Appearance
Acceptance scenarios
A compatible Agent Runtime should pass behavior-level checks.
Submit and first status
Given a client submits a turn, the runtime emits an accepted or queued fact before any long model output. The thread read model shows preparing, queued, or running instead of remaining unknown.
Tool call with large result
Given a tool returns a large payload, the event stream includes a safe preview and output ref. The final answer does not become the only storage location for the result.
Approval gate
Given a tool needs approval, the runtime emits action.required with a stable action id. Execution does not continue until respond_action resolves the request.
Queue and resume
Given a busy thread receives another turn, the runtime either rejects it with policy detail or stores it as a queued turn. After restart, the queue is still visible and can be resumed or reordered.
Context compaction
Given a long thread requires compaction, the runtime emits compaction start and completed events and keeps a boundary snapshot. Unresolved requests and evidence refs survive compaction.
Subagent delegation
Given a parent turn spawns a child agent, parent and child ids are linked. Waiting, sending input, failure, and close events are visible without parsing child prose.

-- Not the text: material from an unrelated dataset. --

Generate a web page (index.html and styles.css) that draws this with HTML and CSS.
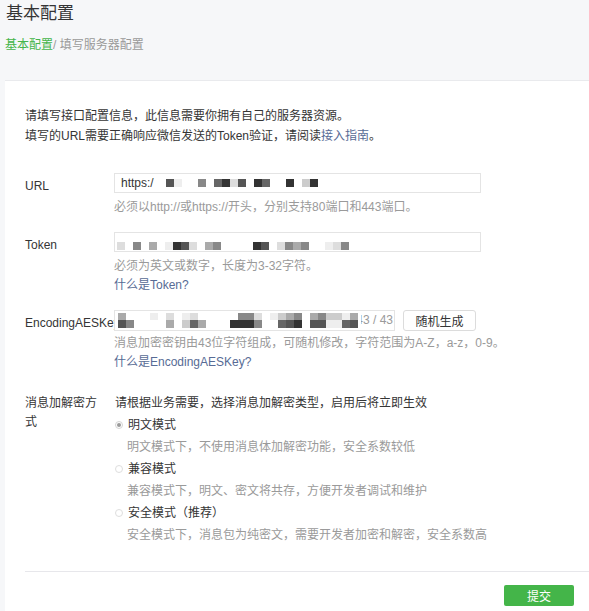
FILE: index.html
```html
<!DOCTYPE html>
<html lang="zh-CN">
<head>
<meta charset="utf-8">
<title>基本配置</title>
<link rel="stylesheet" href="styles.css">
</head>
<body>
<div class="page">
  <header class="head">
    <h2 class="title">基本配置</h2>
    <div class="crumb"><span class="crumb-home">基本配置</span>/ 填写服务器配置</div>
  </header>

  <section class="card">
    <div class="intro">
      <p>请填写接口配置信息，此信息需要你拥有自己的服务器资源。</p>
      <p>填写的URL需要正确响应微信发送的Token验证，请阅读<a class="link">接入指南</a>。</p>
    </div>

    <div class="group">
      <div class="label">URL</div>
      <div class="field">
        <div class="input input-url">
          <span class="val">https:/</span>
          <span class="strip strip-url">
            <i class="g55"></i><i class="gee"></i><i></i><i></i><i class="g88"></i><i></i><i class="g66"></i><i class="g33"></i><i class="gdd"></i><i class="g55"></i><i></i><i class="g33"></i><i class="g66"></i><i></i><i></i><i class="g33"></i><i></i><i class="gcc"></i><i class="g33"></i>
          </span>
        </div>
        <p class="hint">必须以http://或https://开头，分别支持80端口和443端口。</p>
      </div>
    </div>

    <div class="group">
      <div class="label">Token</div>
      <div class="field">
        <div class="input input-token">
          <span class="strip strip-token">
            <i class="gdd"></i><i></i><i class="g88"></i><i></i><i class="gaa"></i><i></i><i class="gee"></i><i class="g33"></i><i class="g55"></i><i class="gdd"></i><i></i><i class="gaa"></i><i class="g88"></i><i></i><i></i><i></i><i></i><i class="g33"></i><i class="g55"></i><i></i><i class="gdd"></i><i class="g88"></i><i class="gaa"></i><i class="g88"></i><i></i><i></i><i class="gee"></i><i class="gdd"></i><i class="g88"></i>
          </span>
        </div>
        <p class="hint">必须为英文或数字，长度为3-32字符。</p>
        <a class="link help">什么是Token?</a>
      </div>
    </div>

    <div class="group">
      <div class="label label-aes">EncodingAESKey</div>
      <div class="field">
        <div class="aes-row">
          <div class="input input-aes">
            <span class="strip2">
              <i class="gaa"></i><i class="g55"></i>
              <i></i><i class="g88"></i>
              <i></i><i></i>
              <i></i><i></i>
              <i class="gee"></i><i></i>
              <i></i><i></i>
              <i class="gdd"></i><i class="gaa"></i>
              <i></i><i></i>
              <i class="gee"></i><i class="gcc"></i>
              <i class="gdd"></i><i class="g66"></i>
              <i></i><i class="gaa"></i>
              <i></i><i></i>
              <i></i><i></i>
              <i></i><i></i>
              <i></i><i class="g33"></i>
              <i class="g88"></i><i class="g33"></i>
              <i class="g88"></i><i class="g33"></i>
              <i class="gdd"></i><i class="g88"></i>
              <i></i><i></i>
              <i class="gee"></i><i></i>
              <i class="gcc"></i><i class="g66"></i>
              <i class="gaa"></i><i class="g55"></i>
              <i class="g88"></i><i class="g33"></i>
              <i></i><i></i>
              <i class="gaa"></i><i class="g55"></i>
              <i class="g88"></i><i class="g55"></i>
              <i class="gcc"></i><i class="gee"></i>
              <i class="gcc"></i><i class="gee"></i>
              <i class="gee"></i><i class="g66"></i>
              <i class="gaa"></i><i class="g55"></i>
            </span>
            <span class="counter">43 / 43</span>
          </div>
          <div class="btn">随机生成</div>
        </div>
        <p class="hint hint-tight">消息加密密钥由43位字符组成，可随机修改，字符范围为A-Z，a-z，0-9。</p>
        <a class="link help">什么是EncodingAESKey?</a>
      </div>
    </div>

    <div class="group group-enc">
      <div class="label label-enc">消息加解密方式</div>
      <div class="field">
        <p class="enc-desc">请根据业务需要，选择消息加解密类型，启用后将立即生效</p>
        <div class="radio"><span class="dot dot-on"></span>明文模式</div>
        <p class="radio-desc">明文模式下，不使用消息体加解密功能，安全系数较低</p>
        <div class="radio"><span class="dot"></span>兼容模式</div>
        <p class="radio-desc">兼容模式下，明文、密文将共存，方便开发者调试和维护</p>
        <div class="radio"><span class="dot"></span>安全模式（推荐）</div>
        <p class="radio-desc">安全模式下，消息包为纯密文，需要开发者加密和解密，安全系数高</p>
      </div>
    </div>

    <div class="footer">
      <div class="submit">提交</div>
    </div>
  </section>
</div>
</body>
</html>
```

FILE: styles.css
```css
html, body {
  margin: 0;
  height: 100%;
  overflow: hidden;
  background: #f6f7f9;
}
body {
  font-family: "Liberation Sans", "Noto Sans CJK SC", sans-serif;
  font-size: 12px;
  color: #353535;
}
.head {
  padding-left: 5px;
}
.title {
  margin: 0;
  padding-left: 1px;
  font-size: 17px;
  font-weight: normal;
  line-height: 28px;
  color: #353535;
}
.crumb {
  margin-top: 7px;
  line-height: 20px;
  color: #9a9a9a;
}
.crumb-home {
  color: #44b549;
}
.card {
  margin: 25px 0 0 5px;
  background: #fff;
  border-top: 1px solid #e9eaed;
  padding: 26px 0 40px 20px;
}
.intro {
  margin-bottom: 27px;
}
.intro p {
  margin: 0;
  line-height: 19.5px;
}
.link {
  color: #576b95;
  text-decoration: none;
}
.group {
  display: flex;
}
.group + .group {
  margin-top: 15px;
}
.group.group-enc {
  margin-top: 20px;
}
.label {
  box-sizing: border-box;
  width: 89px;
  flex: none;
  padding-right: 9px;
  padding-top: 3px;
  line-height: 20px;
  color: #353535;
}
.label-aes {
  line-height: 21px;
  white-space: nowrap;
  overflow: hidden;
}
.label.label-enc {
  line-height: 19.5px;
  padding-top: 1.5px;
}
.field {
  flex: none;
}
.input {
  box-sizing: border-box;
  width: 367px;
  height: 20px;
  border: 1px solid #e4e4e4;
  background: #fff;
  display: flex;
  align-items: center;
  position: relative;
}
.input-url {
  padding-left: 6px;
}
.input-token {
  padding-left: 2px;
}
.val {
  color: #353535;
}
.strip {
  display: flex;
}
.strip i {
  display: block;
  width: 8px;
  height: 8px;
  flex: none;
}
.strip-url {
  margin-left: 12.3px;
}
.strip-token {
  align-self: flex-end;
  margin-bottom: 1px;
}
.aes-row {
  display: flex;
  gap: 8px;
}
.input-aes {
  width: 281px;
  height: 21px;
  padding-left: 3px;
}
.strip2 {
  display: grid;
  grid-template-rows: 7px 8px;
  grid-auto-flow: column;
  grid-auto-columns: 8px;
  background: #fff;
  position: relative;
  z-index: 1;
  padding-right: 3px;
}
.strip2 i {
  display: block;
}
.counter {
  position: absolute;
  right: 1px;
  top: 0;
  line-height: 19px;
  color: #9a9a9a;
}
.btn {
  box-sizing: border-box;
  width: 73px;
  height: 21px;
  border: 1px solid #dcdcdc;
  border-radius: 3px;
  background: #fff;
  display: flex;
  align-items: center;
  justify-content: center;
  color: #353535;
}
.hint {
  margin: 5px 0 0;
  line-height: 19px;
  color: #9a9a9a;
}
.hint.hint-tight {
  margin-top: 3px;
}
.help {
  display: block;
  line-height: 19px;
}
.enc-desc {
  margin: 0;
  line-height: 22px;
  padding-left: 1px;
}
.radio {
  display: flex;
  align-items: center;
  line-height: 22px;
  padding-left: 1px;
}
.dot {
  box-sizing: border-box;
  width: 8px;
  height: 8px;
  border: 1px solid #dedede;
  border-radius: 50%;
  margin-right: 5px;
  display: flex;
  align-items: center;
  justify-content: center;
}
.dot-on {
  border-color: #d4d4d4;
}
.dot-on::after {
  content: "";
  width: 4px;
  height: 4px;
  border-radius: 50%;
  background: #9a9a9a;
}
.radio-desc {
  margin: 0;
  padding-left: 13px;
  line-height: 22px;
  color: #9a9a9a;
}
.footer {
  margin-top: 25px;
  border-top: 1px solid #e7e7eb;
  padding: 13px 15px 0 0;
  display: flex;
  justify-content: flex-end;
}
.submit {
  width: 70px;
  height: 20.5px;
  background: #44b549;
  border-radius: 2px;
  color: #fff;
  display: flex;
  align-items: center;
  justify-content: center;
}

.g33 { background: #333; }
.g55 { background: #555; }
.g66 { background: #666; }
.g88 { background: #888; }
.gaa { background: #aaa; }
.gcc { background: #ccc; }
.gdd { background: #ddd; }
.gee { background: #eee; }
```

Agent task retry and graph
Given a long-running task creates child work and then fails, the runtime preserves the original task_id, records the failed attempt with run_id, keeps parent/dependency edges, and starts a new attempt on retry instead of overwriting history.
Evidence export
Given a completed or failed turn, evidence export includes runtime summary, timeline, tool failures, artifact refs, and verification/review refs when available.
Old session recovery
Given an old session with many messages, the runtime returns a shell and recent window first, then exposes older history through cursors and details on demand.
Permission and sandbox fact
Given a shell or file tool requests a write, the runtime records permission.evaluated and sandbox.applied first. If denied or out of bounds, the thread read model explains whether a rule, mode, hook, host policy, or sandbox violation caused it.
Hook input rewrite
Given a pre_tool_use hook rewrites tool input or blocks the tool, the stream contains hook.started / hook.completed, updated input ref, or block reason. The final tool result must not hide the hook decision.
Process stdin and output spill
Given a long-running process needs stdin, write_process_stdin emits process.input. When stdout/stderr exceed budget, runtime emits output.spilled or output.truncated and preserves an output ref.
Model routing and single candidate
Given only one model candidate is available, runtime emits routing.single_candidate and the read model shows candidate count, decision reason, capability gap, cost state, and limit state.
Quota or rate limit
Given provider or host limits are hit, runtime emits rate_limit.hit, quota.low, or quota.blocked, and joins request logs to turn ids in evidence.
Remote channel reconnect
Given a remote client reconnects, runtime returns a snapshot first and continues from the last acknowledged sequence. If replay is unavailable, it emits snapshot.repaired and marks stale or unavailable facts.
Job item retry
Given one item in a batch job fails, the job keeps job/item status separately, allows retrying only that item, and preserves attempt count and last error.